Estou cansado de ler resenhas e crônicas me esculhambando,
afirmando coisas absurdas como ser eu a favor da ditadura, da tortura, do
regime militar. Eu jamais tomei esse tipo de posição!
Eu simplesmente não acredito em quem pegou em armas nos anos
60 pra “defender a democracia” porque isso não aconteceu! Eles (o senhor estava
nessa também, não?) lutavam por uma outra ditadura! E esse é um cacoete mórbido
que virou tabu investigar e isso é péssimo para todos nós.

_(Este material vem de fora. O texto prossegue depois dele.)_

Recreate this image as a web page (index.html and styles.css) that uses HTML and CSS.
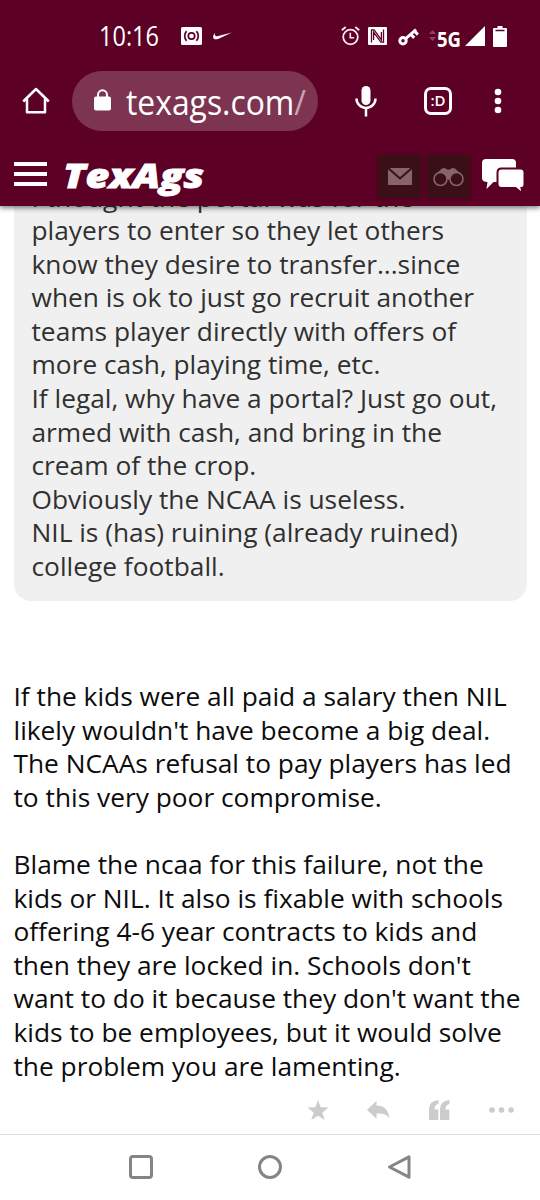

Não acredito em pessoas como o senhor, que não passa de um
filósofo de meia tigela, jogando pra sua galera, achando que vai se criar
cagando goma pra cima de mim. Não vai!
Não admito ninguém ficar questionando a validade da minha
qualidade artística, principalmente em se tratando de alguém que nada mais fez
do que mostrar ser um analfabeto musical de amplo espectro. De outra forma não
se arvoraria em tecer tão estúpido comentário em detrimento de uma porca e
covarde estratégia pretendendo me despotencializar por uma suposta e
inexistente decadência musical. Isto é, antes de mais nada, patético para a sua
já tão combalida reputação.
Para concluir, quero deixar bem claro ao senhor e aos seu
leitores uma coisa: se informe mais a respeito de quem está falando, nutra-se
de mais prudência, vai por mim… Tente enxergar o próprio rabo e pare de
projetar a sua mediocridade, sua obtusidade e sua venalidade em outros,
principalmente quando pode ter a infelicidade de se deparar com pessoas assim
como… eu.
Portanto, um dever de casa para o companheiro Emir Sader:
escreva cem vezes no seu caderninho: “Escriba de aluguel é o caralho.”